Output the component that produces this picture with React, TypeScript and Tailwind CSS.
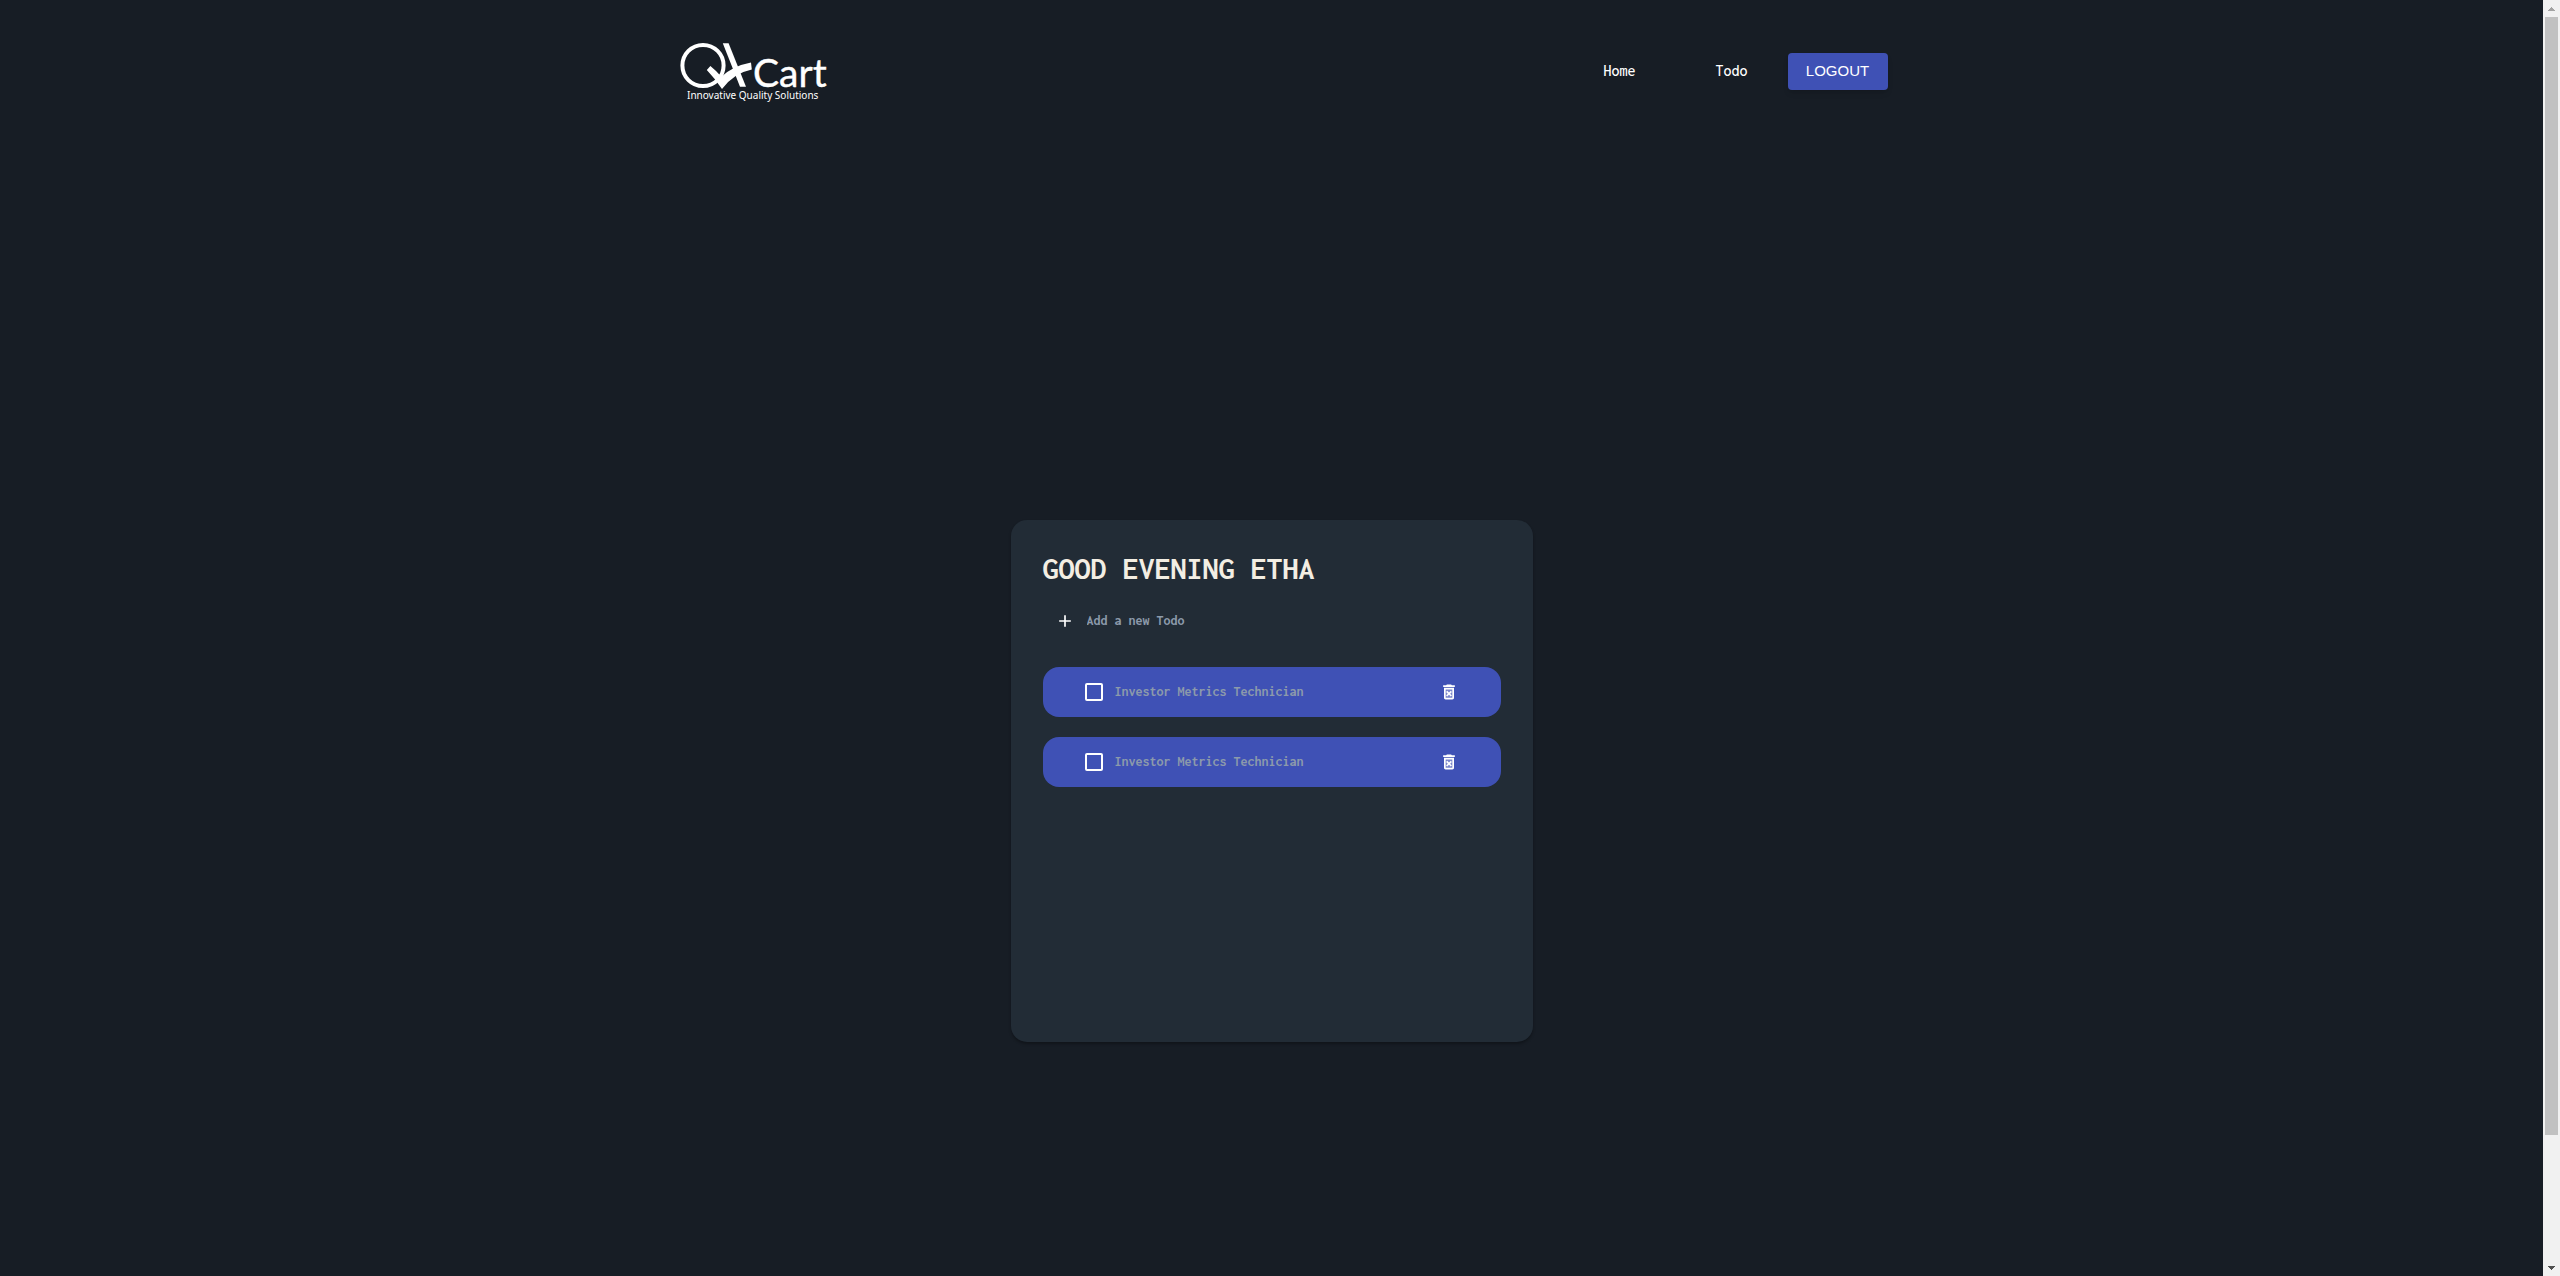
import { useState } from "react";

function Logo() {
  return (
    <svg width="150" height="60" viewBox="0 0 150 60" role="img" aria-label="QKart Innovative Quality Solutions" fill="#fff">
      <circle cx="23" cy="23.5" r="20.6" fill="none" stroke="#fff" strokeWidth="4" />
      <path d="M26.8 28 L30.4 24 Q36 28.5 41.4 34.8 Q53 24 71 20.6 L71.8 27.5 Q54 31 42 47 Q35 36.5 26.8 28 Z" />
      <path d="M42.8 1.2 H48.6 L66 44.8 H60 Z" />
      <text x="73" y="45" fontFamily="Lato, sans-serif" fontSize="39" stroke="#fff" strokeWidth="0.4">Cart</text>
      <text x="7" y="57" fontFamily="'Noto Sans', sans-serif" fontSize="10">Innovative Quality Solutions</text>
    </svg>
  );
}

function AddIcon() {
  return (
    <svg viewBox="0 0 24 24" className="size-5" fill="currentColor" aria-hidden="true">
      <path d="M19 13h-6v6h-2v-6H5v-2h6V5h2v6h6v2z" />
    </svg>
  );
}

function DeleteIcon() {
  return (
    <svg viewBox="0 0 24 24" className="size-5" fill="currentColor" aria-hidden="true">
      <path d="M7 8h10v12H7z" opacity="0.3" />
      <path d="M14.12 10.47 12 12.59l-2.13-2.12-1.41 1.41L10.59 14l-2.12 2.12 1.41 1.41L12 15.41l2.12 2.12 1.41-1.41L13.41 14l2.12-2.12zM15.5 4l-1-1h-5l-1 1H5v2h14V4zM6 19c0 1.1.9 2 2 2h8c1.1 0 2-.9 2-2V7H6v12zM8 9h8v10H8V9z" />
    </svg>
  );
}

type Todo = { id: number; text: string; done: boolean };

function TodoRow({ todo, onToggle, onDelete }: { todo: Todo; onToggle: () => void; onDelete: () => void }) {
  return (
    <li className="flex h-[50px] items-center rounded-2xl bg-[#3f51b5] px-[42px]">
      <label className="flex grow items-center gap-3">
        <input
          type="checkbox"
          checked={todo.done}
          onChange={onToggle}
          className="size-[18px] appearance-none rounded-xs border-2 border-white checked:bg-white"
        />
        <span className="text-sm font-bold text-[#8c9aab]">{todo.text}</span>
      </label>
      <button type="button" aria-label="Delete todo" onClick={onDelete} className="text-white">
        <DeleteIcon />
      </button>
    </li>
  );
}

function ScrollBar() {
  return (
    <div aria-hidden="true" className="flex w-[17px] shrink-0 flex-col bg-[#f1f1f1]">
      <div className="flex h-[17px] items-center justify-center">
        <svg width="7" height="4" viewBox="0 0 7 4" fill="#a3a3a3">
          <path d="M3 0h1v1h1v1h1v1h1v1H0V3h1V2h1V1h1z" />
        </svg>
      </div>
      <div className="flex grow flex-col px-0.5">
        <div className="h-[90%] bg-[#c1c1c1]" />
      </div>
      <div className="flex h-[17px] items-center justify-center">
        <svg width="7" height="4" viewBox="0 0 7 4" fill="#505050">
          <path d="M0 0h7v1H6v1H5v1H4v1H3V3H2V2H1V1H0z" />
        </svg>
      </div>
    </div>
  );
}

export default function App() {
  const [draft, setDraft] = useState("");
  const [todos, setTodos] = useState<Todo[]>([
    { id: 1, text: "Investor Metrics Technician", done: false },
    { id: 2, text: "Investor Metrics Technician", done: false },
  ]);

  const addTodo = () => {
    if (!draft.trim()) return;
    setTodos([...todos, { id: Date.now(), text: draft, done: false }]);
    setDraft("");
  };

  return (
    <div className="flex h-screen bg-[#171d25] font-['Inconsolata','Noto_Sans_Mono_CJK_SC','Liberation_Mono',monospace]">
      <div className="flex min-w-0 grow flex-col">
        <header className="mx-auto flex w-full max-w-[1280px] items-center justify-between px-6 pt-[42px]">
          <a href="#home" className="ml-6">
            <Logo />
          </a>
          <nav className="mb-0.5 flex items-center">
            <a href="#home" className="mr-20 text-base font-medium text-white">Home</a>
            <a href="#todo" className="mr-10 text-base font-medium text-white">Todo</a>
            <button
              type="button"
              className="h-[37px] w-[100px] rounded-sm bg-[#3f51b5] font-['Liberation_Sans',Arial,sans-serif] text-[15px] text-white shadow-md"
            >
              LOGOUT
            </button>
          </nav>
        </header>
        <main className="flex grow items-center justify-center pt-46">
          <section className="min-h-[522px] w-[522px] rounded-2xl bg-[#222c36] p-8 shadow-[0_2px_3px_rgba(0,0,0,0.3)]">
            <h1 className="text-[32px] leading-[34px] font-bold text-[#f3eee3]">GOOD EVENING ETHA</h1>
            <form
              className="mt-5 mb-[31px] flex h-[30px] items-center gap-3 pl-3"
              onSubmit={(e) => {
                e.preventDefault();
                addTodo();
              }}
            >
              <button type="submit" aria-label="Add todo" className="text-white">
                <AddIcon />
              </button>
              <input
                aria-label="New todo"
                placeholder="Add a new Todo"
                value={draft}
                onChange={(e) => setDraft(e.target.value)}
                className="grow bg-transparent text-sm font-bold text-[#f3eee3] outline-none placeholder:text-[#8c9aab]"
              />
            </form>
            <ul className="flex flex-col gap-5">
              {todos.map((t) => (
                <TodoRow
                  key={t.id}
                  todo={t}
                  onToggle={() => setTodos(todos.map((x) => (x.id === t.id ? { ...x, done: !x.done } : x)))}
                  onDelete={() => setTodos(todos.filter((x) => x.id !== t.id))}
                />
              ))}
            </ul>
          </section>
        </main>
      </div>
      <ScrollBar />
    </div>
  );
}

Aim: Copy out all of the data word for word. Do not carry over any picture.

Finished answer:
Output the component that produces this picture with React, TypeScript and Tailwind CSS.
import { useState } from "react";

function Logo() {
  return (
    <svg width="150" height="60" viewBox="0 0 150 60" role="img" aria-label="QKart Innovative Quality Solutions" fill="#fff">
      <circle cx="23" cy="23.5" r="20.6" fill="none" stroke="#fff" strokeWidth="4" />
      <path d="M26.8 28 L30.4 24 Q36 28.5 41.4 34.8 Q53 24 71 20.6 L71.8 27.5 Q54 31 42 47 Q35 36.5 26.8 28 Z" />
      <path d="M42.8 1.2 H48.6 L66 44.8 H60 Z" />
      <text x="73" y="45" fontFamily="Lato, sans-serif" fontSize="39" stroke="#fff" strokeWidth="0.4">Cart</text>
      <text x="7" y="57" fontFamily="'Noto Sans', sans-serif" fontSize="10">Innovative Quality Solutions</text>
    </svg>
  );
}

function AddIcon() {
  return (
    <svg viewBox="0 0 24 24" className="size-5" fill="currentColor" aria-hidden="true">
      <path d="M19 13h-6v6h-2v-6H5v-2h6V5h2v6h6v2z" />
    </svg>
  );
}

function DeleteIcon() {
  return (
    <svg viewBox="0 0 24 24" className="size-5" fill="currentColor" aria-hidden="true">
      <path d="M7 8h10v12H7z" opacity="0.3" />
      <path d="M14.12 10.47 12 12.59l-2.13-2.12-1.41 1.41L10.59 14l-2.12 2.12 1.41 1.41L12 15.41l2.12 2.12 1.41-1.41L13.41 14l2.12-2.12zM15.5 4l-1-1h-5l-1 1H5v2h14V4zM6 19c0 1.1.9 2 2 2h8c1.1 0 2-.9 2-2V7H6v12zM8 9h8v10H8V9z" />
    </svg>
  );
}

type Todo = { id: number; text: string; done: boolean };

function TodoRow({ todo, onToggle, onDelete }: { todo: Todo; onToggle: () => void; onDelete: () => void }) {
  return (
    <li className="flex h-[50px] items-center rounded-2xl bg-[#3f51b5] px-[42px]">
      <label className="flex grow items-center gap-3">
        <input
          type="checkbox"
          checked={todo.done}
          onChange={onToggle}
          className="size-[18px] appearance-none rounded-xs border-2 border-white checked:bg-white"
        />
        <span className="text-sm font-bold text-[#8c9aab]">{todo.text}</span>
      </label>
      <button type="button" aria-label="Delete todo" onClick={onDelete} className="text-white">
        <DeleteIcon />
      </button>
    </li>
  );
}

function ScrollBar() {
  return (
    <div aria-hidden="true" className="flex w-[17px] shrink-0 flex-col bg-[#f1f1f1]">
      <div className="flex h-[17px] items-center justify-center">
        <svg width="7" height="4" viewBox="0 0 7 4" fill="#a3a3a3">
          <path d="M3 0h1v1h1v1h1v1h1v1H0V3h1V2h1V1h1z" />
        </svg>
      </div>
      <div className="flex grow flex-col px-0.5">
        <div className="h-[90%] bg-[#c1c1c1]" />
      </div>
      <div className="flex h-[17px] items-center justify-center">
        <svg width="7" height="4" viewBox="0 0 7 4" fill="#505050">
          <path d="M0 0h7v1H6v1H5v1H4v1H3V3H2V2H1V1H0z" />
        </svg>
      </div>
    </div>
  );
}

export default function App() {
  const [draft, setDraft] = useState("");
  const [todos, setTodos] = useState<Todo[]>([
    { id: 1, text: "Investor Metrics Technician", done: false },
    { id: 2, text: "Investor Metrics Technician", done: false },
  ]);

  const addTodo = () => {
    if (!draft.trim()) return;
    setTodos([...todos, { id: Date.now(), text: draft, done: false }]);
    setDraft("");
  };

  return (
    <div className="flex h-screen bg-[#171d25] font-['Inconsolata','Noto_Sans_Mono_CJK_SC','Liberation_Mono',monospace]">
      <div className="flex min-w-0 grow flex-col">
        <header className="mx-auto flex w-full max-w-[1280px] items-center justify-between px-6 pt-[42px]">
          <a href="#home" className="ml-6">
            <Logo />
          </a>
          <nav className="mb-0.5 flex items-center">
            <a href="#home" className="mr-20 text-base font-medium text-white">Home</a>
            <a href="#todo" className="mr-10 text-base font-medium text-white">Todo</a>
            <button
              type="button"
              className="h-[37px] w-[100px] rounded-sm bg-[#3f51b5] font-['Liberation_Sans',Arial,sans-serif] text-[15px] text-white shadow-md"
            >
              LOGOUT
            </button>
          </nav>
        </header>
        <main className="flex grow items-center justify-center pt-46">
          <section className="min-h-[522px] w-[522px] rounded-2xl bg-[#222c36] p-8 shadow-[0_2px_3px_rgba(0,0,0,0.3)]">
            <h1 className="text-[32px] leading-[34px] font-bold text-[#f3eee3]">GOOD EVENING ETHA</h1>
            <form
              className="mt-5 mb-[31px] flex h-[30px] items-center gap-3 pl-3"
              onSubmit={(e) => {
                e.preventDefault();
                addTodo();
              }}
            >
              <button type="submit" aria-label="Add todo" className="text-white">
                <AddIcon />
              </button>
              <input
                aria-label="New todo"
                placeholder="Add a new Todo"
                value={draft}
                onChange={(e) => setDraft(e.target.value)}
                className="grow bg-transparent text-sm font-bold text-[#f3eee3] outline-none placeholder:text-[#8c9aab]"
              />
            </form>
            <ul className="flex flex-col gap-5">
              {todos.map((t) => (
                <TodoRow
                  key={t.id}
                  todo={t}
                  onToggle={() => setTodos(todos.map((x) => (x.id === t.id ? { ...x, done: !x.done } : x)))}
                  onDelete={() => setTodos(todos.filter((x) => x.id !== t.id))}
                />
              ))}
            </ul>
          </section>
        </main>
      </div>
      <ScrollBar />
    </div>
  );
}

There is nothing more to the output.